■ Required task: Check the listing below for lines that hold "this". How many are there? Please give only the number.

○ ○ ○

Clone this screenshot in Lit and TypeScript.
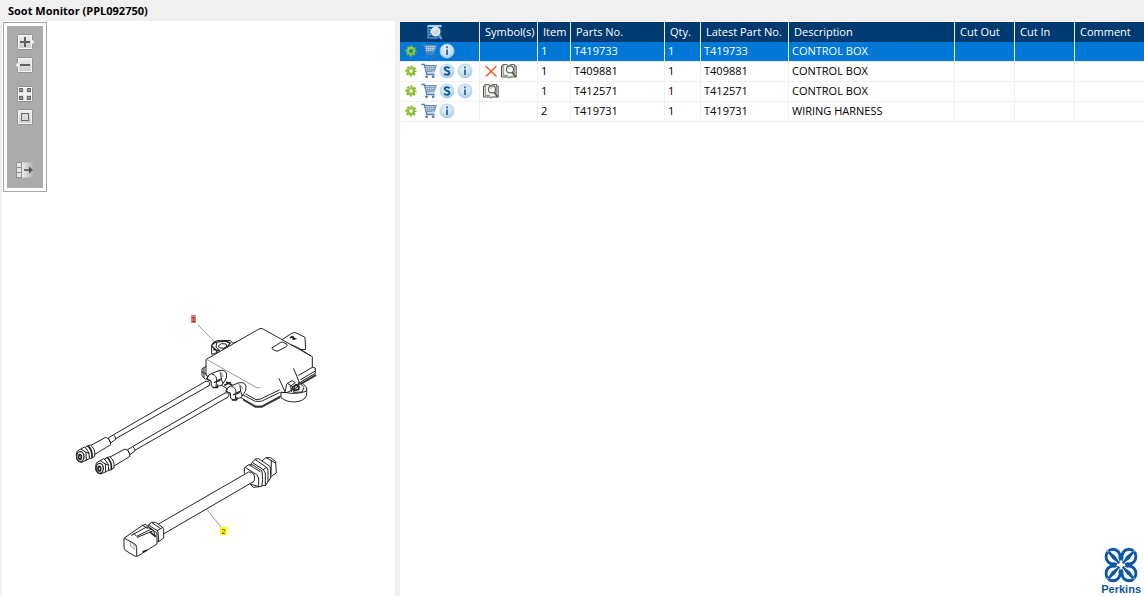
import { LitElement, html, css, svg, nothing } from "lit";
import { customElement, property, state } from "lit/decorators.js";
import { classMap } from "lit/directives/class-map.js";

interface Part {
  item: string;
  partNo: string;
  qty: string;
  latest: string;
  description: string;
  actions: string[];
  symbols: string[];
}

const PARTS: Part[] = [
  { item: "1", partNo: "T419733", qty: "1", latest: "T419733", description: "CONTROL BOX", actions: ["gear", "cart", "info"], symbols: [] },
  { item: "1", partNo: "T409881", qty: "1", latest: "T409881", description: "CONTROL BOX", actions: ["gear", "cart", "super", "info"], symbols: ["cross", "book"] },
  { item: "1", partNo: "T412571", qty: "1", latest: "T412571", description: "CONTROL BOX", actions: ["gear", "cart", "super", "info"], symbols: ["book"] },
  { item: "2", partNo: "T419731", qty: "1", latest: "T419731", description: "WIRING HARNESS", actions: ["gear", "cart", "info"], symbols: [] },
];

const ICON_LABELS: Record<string, string> = {
  gear: "Options",
  cart: "Add to cart",
  super: "Supersession",
  info: "Information",
  cross: "Not serviced",
  book: "Look up publication",
};

const ball = svg`
  <defs><radialGradient id="b" cx=".45" cy=".35" r=".7">
    <stop offset="0" stop-color="#eaf3fa"/><stop offset=".65" stop-color="#c6dff1"/><stop offset="1" stop-color="#8fb9db"/>
  </radialGradient></defs>
  <circle cx="8" cy="8" r="7" fill="url(#b)" stroke="#b4cfe6" stroke-width=".8"/>`;

const ICONS: Record<string, unknown> = {
  gear: svg`
    <circle cx="8" cy="8" r="4.5" fill="none" stroke="#83b92c" stroke-width="2.2" stroke-dasharray="2.1 1.434" stroke-dashoffset="1.05"/>
    <circle cx="8" cy="8" r="3" fill="none" stroke="#8cc234" stroke-width="2.6"/>
    <path d="M4.9 6.8A3.4 3.4 0 0 1 9 4.8" fill="none" stroke="#b8dc6c" stroke-width="1"/>`,
  cart: svg`
    <path d="M.2 1.5H3.4L5.8 11.5H13.6" fill="none" stroke="#4a7fb5" stroke-width="1.3"/>
    <path d="M3.8 2.5H15.3L13.4 8L5.2 8.6Z" fill="#d2dfec" stroke="#5f8dbb" stroke-width="1"/>
    <path d="M6.3 3V8.4M8.5 3V8.4M10.7 3V8.2M12.9 3V8M4.3 4.5H14.6M4.8 6.5H14" stroke="#6f93b8" stroke-width=".7"/>
    <path d="M13.6 8.4L12.6 10H5.9" fill="none" stroke="#7d9fc2" stroke-width=".8"/>
    <circle cx="5.6" cy="13.8" r="1.3" fill="#3d74ad"/><circle cx="12.2" cy="13.8" r="1.3" fill="#3d74ad"/>`,
  info: svg`${ball}
    <circle cx="8" cy="4.4" r="1.1" fill="#3a70a3"/><path d="M8 6.6V12" stroke="#3a70a3" stroke-width="2"/>`,
  super: svg`${ball}
    <path d="M10.6 5.4C9.6 3.8 5.6 3.9 5.7 6C5.8 8.2 10.5 7.4 10.4 9.9C10.3 12.3 6.3 12.2 5.2 10.4" fill="none" stroke="#155f97" stroke-width="2"/>`,
  cross: svg`<path d="M3 3.5L13 13M13 3.5L3.4 13" stroke="#f0602c" stroke-width="1.6" stroke-linecap="round"/>`,
  book: svg`
    <path d="M.5 3H2V1.6H5.8L7.6 3L9.4 1.6H13.6V3H15.2V14H9L7.6 15L6.4 14H.5Z" fill="#f1f1ec" stroke="#55554f" stroke-width="1"/>
    <path d="M2.2 3V12.4H6.2L7.6 13.6M13.6 3V10" fill="none" stroke="#6b6b66" stroke-width=".8"/>
    <circle cx="9" cy="6.4" r="3.5" fill="#f8f9f7" stroke="#62625d" stroke-width="1.1"/>
    <path d="M7.4 6A2 2 0 0 1 9.4 4.6" fill="none" stroke="#aaa" stroke-width=".8"/>
    <path d="M11.2 9.2L14.8 14" stroke="#5d574a" stroke-width="2"/>`,
};

const tile = svg`
  <defs><linearGradient id="t" x1="0" y1="0" x2="0" y2="1">
    <stop offset="0" stop-color="#f0f0f0"/><stop offset="1" stop-color="#cacaca"/>
  </linearGradient></defs>`;
const square = svg`<rect x="2.5" y="2.5" width="15" height="15" rx="1" fill="url(#t)" stroke="#929292"/><rect x="3.5" y="3.5" width="13" height="13" fill="none" stroke="#f4f4f4"/>`;

const TOOLS = [
  {
    label: "Zoom in",
    cls: "",
    art: svg`${tile}${square}<path d="M17 7.5L19.5 10L17 12.5Z" fill="#ececec"/>
      <path d="M5 10H15M10 5V15" stroke="#606060" stroke-width="2"/>`,
  },
  {
    label: "Zoom out",
    cls: "",
    art: svg`${tile}${square}<path d="M3 7.5L.5 10L3 12.5Z" fill="#ececec"/>
      <path d="M5 10H15" stroke="#606060" stroke-width="2"/>`,
  },
  {
    label: "Fit to window",
    cls: "group",
    art: svg`${tile}${square}
      <path d="M10 3V17M3 10H17" stroke="#f2f2f2" stroke-width="2"/>
      <g fill="#999" stroke="#686868"><rect x="4.5" y="4.5" width="3" height="3"/><rect x="12.5" y="4.5" width="3" height="3"/><rect x="4.5" y="12.5" width="3" height="3"/><rect x="12.5" y="12.5" width="3" height="3"/></g>`,
  },
  {
    label: "Actual size",
    cls: "",
    art: svg`${tile}${square}<rect x="6.5" y="6.5" width="7" height="7" fill="#dcdcdc" stroke="#686868"/>`,
  },
  {
    label: "Detach panel",
    cls: "last",
    art: svg`
      <defs><linearGradient id="f"><stop offset="0" stop-color="#ededed"/><stop offset="1" stop-color="#ababab"/></linearGradient></defs>
      <rect x="7" y="2.5" width="12" height="15" fill="url(#f)"/>
      <path d="M1.5 2.5H6M1.5 7.5H6M1.5 12.5H6M1.5 17.5H6M6.5 2V18M1.5 2V18" stroke="#909090"/>
      <path d="M2 3H6V7H2ZM2 8H6V12H2ZM2 13H6V17H2Z" fill="#e6e6e6"/>
      <path d="M9 10H16" stroke="#50554e" stroke-width="1.6"/><path d="M14 6.6L18 10L14 13.4Z" fill="#50554e"/>`,
  },
];

@customElement("tool-palette")
class ToolPalette extends LitElement {
  static styles = css`
    :host { display: block; border: 1px solid #a8a8a8; background: #fff; padding: 3px; }
    .bar { display: flex; flex-direction: column; align-items: center; gap: 3px; background: #ababab; padding: 6px 8px 8px; }
    .tool { display: block; width: 20px; height: 20px; padding: 0; border: 0; background: none; }
    .tool svg { display: block; }
    .group { margin-top: 6px; }
    .last { margin-top: 30px; }
  `;
  render() {
    return html`<div class="bar" role="toolbar" aria-label="View">
      ${TOOLS.map((t) => html`<button class="tool ${t.cls}" aria-label=${t.label}>
        <svg width="20" height="20" viewBox="0 0 20 20">${t.art}</svg>
      </button>`)}
    </div>`;
  }
}

@customElement("parts-drawing")
class PartsDrawing extends LitElement {
  static styles = css`
    :host { display: block; }
    .art { display: block; width: 100%; height: auto; font-family: "Liberation Sans", Arial, sans-serif; }
    .ink { fill: none; stroke: #222; stroke-width: 3; stroke-linejoin: round; stroke-linecap: round; }
    .thin { stroke-width: 2; stroke: #666; }
    .bold { stroke-width: 6; stroke: #333; }
    .solid { fill: #fff; }
    .label { font-size: 7px; text-anchor: middle; fill: #222; }
  `;

  private plug() {
    return svg`
      <path class="solid" d="M72 229L122 202Q136 206 137 224L86 255Z"/>
      <path class="solid" d="M131 203L145 195Q153 199 152 208L138 218Z"/>
      <path class="solid" d="M62 231L76 225Q92 236 89 259L76 266Z"/>
      <path d="M69 228Q83 240 81 263" stroke-width="5"/>
      <path class="solid" d="M37 243L58 231Q74 242 73 266L50 277Q34 276 34 258Z"/>
      <path class="solid" d="M49 238L63 247L73 250M63 247L64 271"/>
      <ellipse cx="46" cy="260" rx="11" ry="15" stroke-width="4"/>
      <ellipse cx="45" cy="261" rx="4" ry="7" stroke-width="5"/>`;
  }

  private gland() {
    return svg`
      <path class="solid" d="M88 224L116 212Q136 207 140 222Q141 236 134 243L126 255L103 263L94 258L93 242L80 237Z"/>
      <path d="M88 224Q80 230 82 239L92 243M97 222Q111 226 110 242L108 260M110 242L124 236L122 220M124 236L128 250"/>
      <path class="thin" d="M113 213Q128 217 129 230"/>
      <path d="M103 247L120 241M99 263L112 263L113 255" stroke-width="4"/>`;
  }

  render() {
    return html`<svg class="art" viewBox="2 21 393 575" role="img" aria-label="Soot monitor assembly">
      <g class="ink" transform="translate(180 300) scale(.33333)">
        <path class="solid" d="M95 162V136Q98 122 122 121L152 122L158 130L180 122L150 145Z"/>
        <path d="M97 134Q104 125 122 125Q144 122 150 129Q146 140 130 147M96 139L108 150L112 158M101 149L118 152" stroke-width="4"/>
        <path d="M116 137L124 131L138 132L140 140L130 145L119 143ZM110 129L108 142L118 150M137 124L151 130"/>
        <path class="solid" d="M306 119L335 100Q343 95 351 100L375 112L377 148L350 150Z"/>
        <path d="M331 113L340 111L339 118L348 116M334 109L343 114" stroke-width="4"/>
        <path class="solid" d="M79 178L235 88Q243 82 251 88L397 170V202L406 204V220L372 240L300 289L246 319H224L170 285L79 226Z"/>
        <path class="bold" d="M406 226L362 252M298 292L246 320H226L192 300"/>
        <path d="M404 214L362 239M397 202L356 226M298 278L244 304H226L186 283M298 270L242 297L228 299L198 282"/>
        <path class="thin" d="M79 178L232 264L240 262M386 164L396 170"/>
        <path d="M277 143L302 127Q307 125 312 128L321 133Q323 137 319 140L294 153Q288 154 284 151L278 148Z"/>
        <path d="M333 134L352 142L391 167"/>
        <path class="solid" stroke="none" d="M297 236L341 206L360 252L378 262V292L344 306L303 293Z"/>
        <path class="solid" d="M303 278V293Q318 306 344 306Q374 303 380 286V262Q372 250 356 247L352 262L322 277Z"/>
        <path d="M297 236L316 277Q345 285 378 274M303 278L316 277M341 206L360 252"/>
        <path d="M316 272L320 252L336 242L346 248L332 258L334 275M346 254L362 252L372 262L366 276L342 277ZM324 251L336 259" />
        <path d="M338 261L348 256L357 259L356 268L344 271L337 267Z" stroke-width="5"/>
        <path d="M78 199L66 207V227L76 238M72 204V232M66 216L78 222"/>
        <path class="thin" d="M54 75L103 125"/>
        <path d="M140 247L155 254M134 255L150 248" stroke-width="5"/>
        ${this.gland()}
        <g transform="translate(58 37)">${this.gland()}</g>
      </g>
      <g class="ink" transform="translate(65 370) scale(.33333)">
        <path class="solid" stroke="none" d="M146 193L426 31L432 44L152 206Z"/>
        <path d="M146 194L422 34M152 206L432 47"/>
        <path class="solid" stroke="none" d="M204 228L482 66L490 80L210 242Z"/>
        <path d="M204 229L480 69M211 240L488 82"/>
        <path class="solid" d="M422 34Q430 30 434 39L432 47M480 69Q488 65 493 74L488 82"/>
        ${this.plug()}
        <g transform="translate(58 35)">${this.plug()}</g>
      </g>
      <g class="ink" transform="translate(110 445) scale(.33333)">
        <path class="solid" d="M455 48L468 38L482 38L497 50L499 84L480 97L455 92Z"/>
        <path d="M470 39L484 47L483 90M484 47L497 54"/>
        <path class="solid" d="M425 54L436 42L446 41L481 65L482 99L466 122L444 119L425 100Z"/>
        <path d="M428 53L460 74L466 84V121M436 44L470 67L474 76V110M460 74L470 67"/>
        <path class="solid" d="M404 68L416 59L429 60L456 78L458 104L455 124L430 127L420 116L424 110L404 96Z"/>
        <path d="M407 68L440 89L446 99V126M418 60L450 80M422 118L444 124"/>
        <path class="solid" stroke="none" d="M144 238L412 80Q434 78 434 98L433 108L160 266Z"/>
        <path d="M144 238L416 81Q434 80 434 100L432 109L162 266"/>
        <path class="solid" d="M113 243L124 232H137L158 247Q162 252 161 260V279L146 290L110 276Z"/>
        <path d="M115 240L142 257Q146 263 146 290M142 257L158 247M126 233L152 251"/>
        <path class="solid" d="M43 279L95 243L106 238L141 264V297L84 333Q78 336 72 332L46 316Q42 312 42 306Z"/>
        <path d="M43 280L72 295Q80 299 80 308V331M64 271L110 246L130 255L136 275M72 266L80 274L124 252M82 277L128 258M96 240L112 250"/>
        <path d="M66 293Q74 298 75 306M62 293V304L75 313" class="thin"/>
        <path d="M99 320L110 316M121 262L136 274" stroke-width="5"/>
        <path class="thin" d="M291 194L333 246"/>
      </g>
      <rect x="191" y="315" width="5" height="8" fill="#f27878"/>
      <text class="label" x="193.5" y="322">1</text>
      <rect x="220" y="527" width="7" height="8" fill="#ff0"/>
      <text class="label" x="223.5" y="534">2</text>
    </svg>`;
  }
}

@customElement("parts-table")
class PartsTable extends LitElement {
  @property({ attribute: false }) parts: Part[] = [];
  @state() selected = 0;

  static styles = css`
    :host { display: block; }
    .grid { width: 100%; table-layout: fixed; border-collapse: separate; border-spacing: 0; }
    .c-actions { width: 80px; }
    .c-symbols { width: 58px; }
    .c-item { width: 33px; }
    .c-part { width: 94px; }
    .c-qty { width: 36px; }
    .c-latest { width: 88px; }
    .c-desc { width: 166px; }
    .c-cut { width: 60px; }
    th { height: 20px; padding: 0 0 0 5px; background: #003a70; color: #fff; font-weight: 400; text-align: left; border-right: 1px solid #f0f0f0; white-space: nowrap; line-height: 16px; }
    td { height: 19px; padding: 0 0 0 3px; border-right: 1px solid #f0f0f0; border-bottom: 1px solid #f0f0f0; white-space: nowrap; line-height: 18px; vertical-align: top; }
    th:last-child, td:last-child { border-right: 0; }
    .find { padding: 0 9px 0 0; }
    .find .icon { margin: 0 auto; }
    .icons { padding: 0 0 0 2px; }
    .row { display: flex; }
    .icon { display: flex; align-items: center; justify-content: center; width: 18px; height: 18px; padding: 0; border: 0; background: none; }
    .selected td { background: #0078d7; color: #fff; }
  `;

  private icons(names: string[]) {
    return html`<div class="row">${names.map((n) => html`<button class="icon" aria-label=${ICON_LABELS[n]}>
      <svg width="16" height="16" viewBox="0 0 16 16">${ICONS[n]}</svg></button>`)}</div>`;
  }

  render() {
    return html`<table class="grid">
      <colgroup>
        <col class="c-actions"><col class="c-symbols"><col class="c-item"><col class="c-part"><col class="c-qty">
        <col class="c-latest"><col class="c-desc"><col class="c-cut"><col class="c-cut"><col>
      </colgroup>
      <thead><tr>
        <th class="find"><button class="icon" aria-label="Search parts"><svg width="16" height="16" viewBox="0 0 16 16">
          <path d="M.5 .5H14.5V14.5H.5Z" fill="#1c5c95"/><path d="M.5 1H14.5V3H.5Z" fill="#9fd0f0"/><path d="M1 1V14H11" fill="none" stroke="#58a4da"/>
          <path d="M2.5 5.5H4M2.5 8H4M2.5 10.5H4" stroke="#d5ecfb"/>
          <path d="M11.4 11L14.8 15" stroke="#5fa3d8" stroke-width="2"/>
          <circle cx="8.6" cy="7.6" r="4.2" fill="#d3d6d9" stroke="#f4f6f8" stroke-width="1.2"/>
          <path d="M6.5 7A2.4 2.4 0 0 1 8.8 5" fill="none" stroke="#fff"/></svg></button></th>
        <th>Symbol(s)</th><th>Item</th><th>Parts No.</th><th>Qty.</th><th>Latest Part No.</th>
        <th>Description</th><th>Cut Out</th><th>Cut In</th><th>Comment</th>
      </tr></thead>
      <tbody>${this.parts.map((p, i) => html`<tr class=${classMap({ selected: i === this.selected })} @click=${() => (this.selected = i)}>
        <td class="icons">${this.icons(p.actions)}</td>
        <td class="icons">${p.symbols.length ? this.icons(p.symbols) : nothing}</td>
        <td>${p.item}</td><td>${p.partNo}</td><td>${p.qty}</td><td>${p.latest}</td><td>${p.description}</td>
        <td></td><td></td><td></td>
      </tr>`)}</tbody>
    </table>`;
  }
}

@customElement("brand-mark")
class BrandMark extends LitElement {
  static styles = css`
    :host { display: flex; flex-direction: column; align-items: center; color: #0b57a4; }
    .name { font: 700 11px/13px "Liberation Sans", Arial, sans-serif; }
    .mark { display: block; }
  `;
  render() {
    const ring = svg`
      <circle cx="9.6" cy="9.6" r="7.4" fill="none" stroke="#0b57a4" stroke-width="3"/>
      <path d="M4.5 4.5Q13.5 5.5 16.5 16.5Q5.5 13.5 4.5 4.5Z" fill="#0b57a4" stroke="#fff" stroke-width="1.6"/>
      <path d="M3.6 5.6L5.6 3.6L17 15.6L15.6 17Z" fill="#0b57a4"/>`;
    return html`<svg class="mark" width="34" height="36" viewBox="0 0 36 36" preserveAspectRatio="none" aria-hidden="true">
        <g>${ring}</g>
        <g transform="translate(36 0) scale(-1 1)">${ring}</g>
        <g transform="translate(0 36) scale(1 -1)">${ring}</g>
        <g transform="translate(36 36) scale(-1 -1)">${ring}</g>
      </svg>
      <span class="name">Perkins</span>`;
  }
}

@customElement("app-root")
class AppRoot extends LitElement {
  static styles = css`
    :host { display: flex; flex-direction: column; min-height: 100vh; background: #f0f0f0; color: #000; font: 11px/16px "Open Sans", "Noto Sans", sans-serif; }
    .title { margin: 0; padding: 3px 8px 2px; font-size: 11px; line-height: 16px; font-weight: 700; }
    .panes { flex: 1; display: grid; grid-template-columns: minmax(0, 393fr) minmax(0, 744fr); gap: 5px; padding-left: 2px; }
    .pane { background: #fff; position: relative; }
    .palette { position: absolute; left: 1px; top: 1px; }
    .list { display: flex; flex-direction: column; padding-top: 1px; }
    .brand { margin: auto 3px 0 0; align-self: flex-end; }
  `;
  render() {
    return html`
      <h1 class="title">Soot Monitor (PPL092750)</h1>
      <main class="panes">
        <section class="pane">
          <parts-drawing></parts-drawing>
          <tool-palette class="palette"></tool-palette>
        </section>
        <section class="pane list">
          <parts-table .parts=${PARTS}></parts-table>
          <brand-mark class="brand"></brand-mark>
        </section>
      </main>`;
  }
}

○ ○ ○

■ Complete answer: 8